→ **WHAT IS REQUIRED**: Every line with the string "React" should be gathered.

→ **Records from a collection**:
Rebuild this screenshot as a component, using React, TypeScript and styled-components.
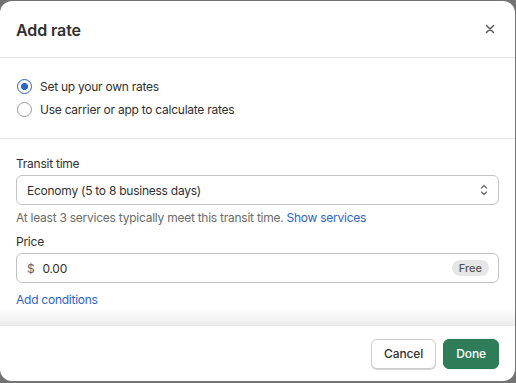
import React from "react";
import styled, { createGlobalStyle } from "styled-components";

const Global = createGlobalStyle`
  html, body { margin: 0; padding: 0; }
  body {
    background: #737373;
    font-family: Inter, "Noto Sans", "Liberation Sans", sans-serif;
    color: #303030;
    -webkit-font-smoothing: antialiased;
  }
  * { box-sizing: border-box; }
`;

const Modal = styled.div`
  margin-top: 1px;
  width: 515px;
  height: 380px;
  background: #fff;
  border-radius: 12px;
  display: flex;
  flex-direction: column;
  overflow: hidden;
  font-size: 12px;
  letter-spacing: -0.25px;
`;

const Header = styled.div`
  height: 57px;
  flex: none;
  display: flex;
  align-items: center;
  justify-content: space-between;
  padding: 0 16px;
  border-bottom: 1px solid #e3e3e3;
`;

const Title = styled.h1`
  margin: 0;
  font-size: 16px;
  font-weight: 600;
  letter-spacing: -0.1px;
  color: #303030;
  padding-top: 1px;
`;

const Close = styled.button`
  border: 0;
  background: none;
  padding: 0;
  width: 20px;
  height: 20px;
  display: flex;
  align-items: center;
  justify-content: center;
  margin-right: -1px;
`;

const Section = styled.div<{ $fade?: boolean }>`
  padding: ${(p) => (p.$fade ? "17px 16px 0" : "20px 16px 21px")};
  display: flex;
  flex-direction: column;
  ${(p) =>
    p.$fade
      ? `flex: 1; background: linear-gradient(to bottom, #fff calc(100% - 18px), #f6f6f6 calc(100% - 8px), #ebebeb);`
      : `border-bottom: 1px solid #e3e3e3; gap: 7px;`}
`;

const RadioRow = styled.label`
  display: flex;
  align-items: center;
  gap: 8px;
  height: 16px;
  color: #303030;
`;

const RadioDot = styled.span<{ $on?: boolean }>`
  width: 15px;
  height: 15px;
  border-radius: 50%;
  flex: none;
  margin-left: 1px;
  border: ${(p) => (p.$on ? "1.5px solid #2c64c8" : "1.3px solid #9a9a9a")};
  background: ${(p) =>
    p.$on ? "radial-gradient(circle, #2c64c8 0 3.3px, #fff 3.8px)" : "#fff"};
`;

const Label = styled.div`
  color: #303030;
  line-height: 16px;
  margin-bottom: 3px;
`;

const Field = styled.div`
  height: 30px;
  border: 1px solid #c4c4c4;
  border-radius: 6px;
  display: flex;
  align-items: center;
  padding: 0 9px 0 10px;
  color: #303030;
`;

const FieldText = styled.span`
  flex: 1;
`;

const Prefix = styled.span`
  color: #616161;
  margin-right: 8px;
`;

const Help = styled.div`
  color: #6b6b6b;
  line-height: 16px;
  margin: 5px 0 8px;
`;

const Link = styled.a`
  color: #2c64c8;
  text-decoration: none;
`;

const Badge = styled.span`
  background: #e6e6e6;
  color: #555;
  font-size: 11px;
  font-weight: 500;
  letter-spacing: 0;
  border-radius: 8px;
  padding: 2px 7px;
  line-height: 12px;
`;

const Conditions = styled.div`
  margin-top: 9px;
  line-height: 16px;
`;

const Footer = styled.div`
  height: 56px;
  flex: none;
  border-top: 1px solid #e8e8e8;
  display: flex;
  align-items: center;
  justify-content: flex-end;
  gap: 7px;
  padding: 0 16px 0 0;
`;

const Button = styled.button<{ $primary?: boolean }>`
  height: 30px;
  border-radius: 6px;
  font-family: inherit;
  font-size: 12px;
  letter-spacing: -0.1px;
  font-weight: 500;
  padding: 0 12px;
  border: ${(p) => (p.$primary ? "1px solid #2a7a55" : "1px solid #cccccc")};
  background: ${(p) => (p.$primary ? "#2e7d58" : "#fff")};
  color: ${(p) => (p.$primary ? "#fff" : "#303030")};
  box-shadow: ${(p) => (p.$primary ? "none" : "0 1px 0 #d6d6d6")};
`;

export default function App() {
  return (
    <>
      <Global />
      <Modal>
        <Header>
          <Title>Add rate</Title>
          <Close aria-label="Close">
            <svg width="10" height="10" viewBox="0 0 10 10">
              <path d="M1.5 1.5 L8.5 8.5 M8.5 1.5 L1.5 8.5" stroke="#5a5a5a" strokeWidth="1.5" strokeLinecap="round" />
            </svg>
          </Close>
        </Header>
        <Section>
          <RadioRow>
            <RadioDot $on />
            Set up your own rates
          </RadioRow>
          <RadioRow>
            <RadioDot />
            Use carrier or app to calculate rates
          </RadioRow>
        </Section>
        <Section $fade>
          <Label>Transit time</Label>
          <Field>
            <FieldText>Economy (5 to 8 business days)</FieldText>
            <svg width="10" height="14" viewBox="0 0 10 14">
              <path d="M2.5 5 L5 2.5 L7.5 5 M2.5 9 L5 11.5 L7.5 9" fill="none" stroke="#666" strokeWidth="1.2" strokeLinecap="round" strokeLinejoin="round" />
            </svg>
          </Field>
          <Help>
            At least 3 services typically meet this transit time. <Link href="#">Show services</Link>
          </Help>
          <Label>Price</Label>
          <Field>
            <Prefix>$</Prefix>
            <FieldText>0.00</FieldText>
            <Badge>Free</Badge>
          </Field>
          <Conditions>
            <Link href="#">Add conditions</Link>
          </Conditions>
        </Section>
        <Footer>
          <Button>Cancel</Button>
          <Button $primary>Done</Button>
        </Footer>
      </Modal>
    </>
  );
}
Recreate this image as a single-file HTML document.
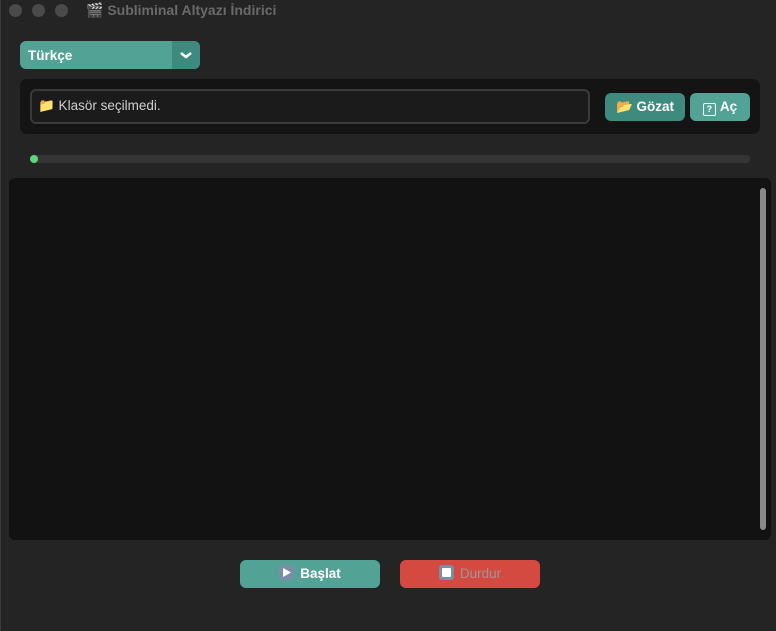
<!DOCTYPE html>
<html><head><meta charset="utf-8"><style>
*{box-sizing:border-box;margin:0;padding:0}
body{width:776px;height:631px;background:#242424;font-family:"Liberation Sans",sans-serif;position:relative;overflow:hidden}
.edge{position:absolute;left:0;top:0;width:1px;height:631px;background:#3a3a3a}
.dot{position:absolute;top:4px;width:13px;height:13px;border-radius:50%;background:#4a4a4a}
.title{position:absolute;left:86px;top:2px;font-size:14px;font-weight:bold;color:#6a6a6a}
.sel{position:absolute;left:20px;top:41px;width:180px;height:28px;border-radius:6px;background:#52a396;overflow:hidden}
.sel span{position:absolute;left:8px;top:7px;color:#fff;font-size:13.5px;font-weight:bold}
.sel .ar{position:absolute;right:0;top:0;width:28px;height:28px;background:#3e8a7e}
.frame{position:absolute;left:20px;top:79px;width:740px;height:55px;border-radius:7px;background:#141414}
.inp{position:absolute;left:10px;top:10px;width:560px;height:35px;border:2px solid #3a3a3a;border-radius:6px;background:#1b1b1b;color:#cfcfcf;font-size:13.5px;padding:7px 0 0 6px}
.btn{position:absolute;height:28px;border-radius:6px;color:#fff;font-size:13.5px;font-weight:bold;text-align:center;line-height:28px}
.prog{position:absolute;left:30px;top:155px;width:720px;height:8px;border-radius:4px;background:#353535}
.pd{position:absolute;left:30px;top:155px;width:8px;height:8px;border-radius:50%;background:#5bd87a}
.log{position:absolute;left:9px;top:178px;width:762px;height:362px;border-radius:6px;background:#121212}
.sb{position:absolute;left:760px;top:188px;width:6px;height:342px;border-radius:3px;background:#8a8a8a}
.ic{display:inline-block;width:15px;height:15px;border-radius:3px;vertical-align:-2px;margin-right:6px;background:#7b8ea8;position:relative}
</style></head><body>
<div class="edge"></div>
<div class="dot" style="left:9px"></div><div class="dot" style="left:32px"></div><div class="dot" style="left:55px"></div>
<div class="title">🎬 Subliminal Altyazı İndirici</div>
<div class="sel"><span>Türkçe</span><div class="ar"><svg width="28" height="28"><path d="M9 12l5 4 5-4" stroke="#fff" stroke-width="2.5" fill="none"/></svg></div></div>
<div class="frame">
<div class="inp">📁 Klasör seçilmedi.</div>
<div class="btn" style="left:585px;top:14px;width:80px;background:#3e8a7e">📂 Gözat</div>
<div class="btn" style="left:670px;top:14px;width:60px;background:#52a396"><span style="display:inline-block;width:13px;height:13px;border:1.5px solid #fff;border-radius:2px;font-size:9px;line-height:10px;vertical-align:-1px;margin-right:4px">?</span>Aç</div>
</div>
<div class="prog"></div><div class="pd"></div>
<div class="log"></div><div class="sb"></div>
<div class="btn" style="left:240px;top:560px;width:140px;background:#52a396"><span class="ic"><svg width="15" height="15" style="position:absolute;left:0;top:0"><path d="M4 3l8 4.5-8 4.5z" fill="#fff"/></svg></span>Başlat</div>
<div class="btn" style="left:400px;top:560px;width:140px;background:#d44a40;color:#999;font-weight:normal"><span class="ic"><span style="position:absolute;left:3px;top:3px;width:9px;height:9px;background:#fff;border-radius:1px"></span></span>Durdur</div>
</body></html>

→ **ANSWER FOR THE TASK**:
Rebuild this screenshot as a component, using React, TypeScript and styled-components.
import React from "react";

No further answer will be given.